Fonds COVID-19 au Sénégal : le grand déballage judiciaire a commencé

Par Alioune Dieng – Journaliste d’investigation

Dakar, 16 avril 2025

Ce qui n’était encore qu’un rapport d’audit en 2022 est devenu aujourd’hui un vaste chantier judiciaire. La gestion des fonds Force-COVID-19, estimés à plus de 1 000 milliards de francs CFA, refait surface dans l’actualité sénégalaise, et cette fois, les poursuites se précisent, les arrestations s’enchaînent, et la pression citoyenne ne faiblit pas.

I – Un fonds d’urgence historique, une opportunité historique de malversations

En mars 2020, face à l’arrivée brutale de la pandémie, le gouvernement sénégalais avait mis en place le Fonds de riposte et de solidarité contre les effets de la COVID-19. Ce fonds devait permettre de financer l’achat d’équipements médicaux, la distribution de vivres, l’appui aux ménages et le soutien aux entreprises. À l’époque, la nation faisait bloc, et les citoyens, confinés, espéraient un élan de solidarité.
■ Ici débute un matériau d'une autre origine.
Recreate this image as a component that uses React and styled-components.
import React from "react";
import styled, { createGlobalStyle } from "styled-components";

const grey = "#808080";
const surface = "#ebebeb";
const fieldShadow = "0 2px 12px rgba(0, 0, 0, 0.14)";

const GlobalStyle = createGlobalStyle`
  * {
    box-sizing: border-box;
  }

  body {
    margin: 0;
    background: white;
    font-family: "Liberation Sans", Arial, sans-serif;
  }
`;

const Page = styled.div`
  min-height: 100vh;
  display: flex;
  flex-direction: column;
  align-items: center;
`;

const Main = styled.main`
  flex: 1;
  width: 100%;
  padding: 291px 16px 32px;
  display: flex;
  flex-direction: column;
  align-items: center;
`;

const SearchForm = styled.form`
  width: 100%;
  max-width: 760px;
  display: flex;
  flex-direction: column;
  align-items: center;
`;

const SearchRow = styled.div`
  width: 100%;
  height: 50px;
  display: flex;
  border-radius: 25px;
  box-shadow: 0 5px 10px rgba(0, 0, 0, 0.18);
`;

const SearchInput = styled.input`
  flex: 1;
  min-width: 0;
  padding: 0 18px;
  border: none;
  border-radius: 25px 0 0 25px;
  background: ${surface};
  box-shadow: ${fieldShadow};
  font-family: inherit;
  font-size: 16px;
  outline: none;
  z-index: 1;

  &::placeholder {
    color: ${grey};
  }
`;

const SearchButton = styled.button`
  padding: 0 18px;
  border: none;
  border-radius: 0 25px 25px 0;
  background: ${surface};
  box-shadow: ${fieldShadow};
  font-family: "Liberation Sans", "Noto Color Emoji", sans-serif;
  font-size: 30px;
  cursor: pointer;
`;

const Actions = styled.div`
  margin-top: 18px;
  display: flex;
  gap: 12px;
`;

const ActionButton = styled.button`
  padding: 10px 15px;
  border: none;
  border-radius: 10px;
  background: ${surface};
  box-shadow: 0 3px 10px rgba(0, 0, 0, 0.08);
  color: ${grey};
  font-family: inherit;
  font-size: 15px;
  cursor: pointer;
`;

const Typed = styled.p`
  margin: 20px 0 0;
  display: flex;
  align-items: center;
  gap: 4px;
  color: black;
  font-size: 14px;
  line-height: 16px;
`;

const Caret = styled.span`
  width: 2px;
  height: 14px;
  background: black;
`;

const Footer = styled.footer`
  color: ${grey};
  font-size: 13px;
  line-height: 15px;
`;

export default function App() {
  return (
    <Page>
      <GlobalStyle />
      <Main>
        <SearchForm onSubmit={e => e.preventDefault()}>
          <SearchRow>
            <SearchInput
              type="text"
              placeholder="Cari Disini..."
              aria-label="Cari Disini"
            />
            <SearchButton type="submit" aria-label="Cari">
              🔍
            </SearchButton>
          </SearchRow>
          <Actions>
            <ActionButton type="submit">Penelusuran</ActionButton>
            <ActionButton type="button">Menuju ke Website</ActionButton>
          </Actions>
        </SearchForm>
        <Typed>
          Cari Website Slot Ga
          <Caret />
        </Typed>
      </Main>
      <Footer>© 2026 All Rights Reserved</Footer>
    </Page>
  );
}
Mais très vite, des alertes émanent de la société civile, des bénéficiaires et de certains élus : retards, livraisons incomplètes, bénéficiaires fictifs, surfacturations suspectes. Les interrogations deviennent soupçons, puis accusations.

II – Le rapport de la Cour des comptes : l’étincelle qui a tout déclenché

En décembre 2022, la Cour des comptes publie un rapport explosif. Le document révèle de nombreuses irrégularités financières, estimées à plus de 30 milliards de FCFA. En voici quelques exemples :

  • 2,7 milliards FCFA de surfacturation de riz au ministère du Développement communautaire ;
  • Des entreprises sans expériences, créées quelques mois plus tôt, ont bénéficié de marchés publics ;
  • Des dépenses injustifiées : achat de matériel médical sans preuves de réception, factures douteuses, etc.

III – Le temps de la justice : des arrestations retentissantes

En avril 2025, les choses s’accélèrent. La section de recherches de la gendarmerie mène plusieurs interpellations. Sont notamment cités :

  • Mamadou Ngom Niang, ancien DAGE du ministère des Sports ;
  • Mouhamadou Sène, ex-DAGE du ministère de la Jeunesse ;
  • Baba Hamdy Diawara, artiste et entrepreneur culturel ;
  • Abdoul Aziz Mbaye, communicateur traditionnel.

Tous sont poursuivis pour escroquerie sur les deniers publics, détournement de fonds, faux et usage de faux.

IV – Le cas des anciens ministres : vers la Haute Cour de justice ?

L’Assemblée nationale examine la possibilité de poursuites contre deux anciens ministres :

  • Mansour Faye, ex-ministre du Développement communautaire ;
  • Abdoulaye Diouf Sarr, ex-ministre de la Santé.

La commission des Lois pourrait autoriser leur traduction devant la Haute Cour de justice.

V – Une demande de vérité et de justice qui traverse toutes les couches de la société

Dans les marchés, les taxis, les foyers, le sujet est omniprésent. Des collectifs comme “Sunu milliards du rées” réclament justice, transparence et restitution. La société sénégalaise est unanime : il faut tourner la page de l’impunité.

VI – La nouvelle équipe gouvernementale sous pression

Le président Bassirou Diomaye Faye et le Premier ministre Ousmane Sonko ont promis une gouvernance de rupture. Une cellule judiciaire spéciale anticorruption est en cours de création pour accompagner cette volonté.

Conclusion : Vers une nouvelle culture de la redevabilité ?

Au-delà du scandale, le Sénégal se trouve à un carrefour historique : réinventer sa gouvernance et restaurer la confiance entre citoyens et institutions. Le peuple attend la vérité. Et des comptes.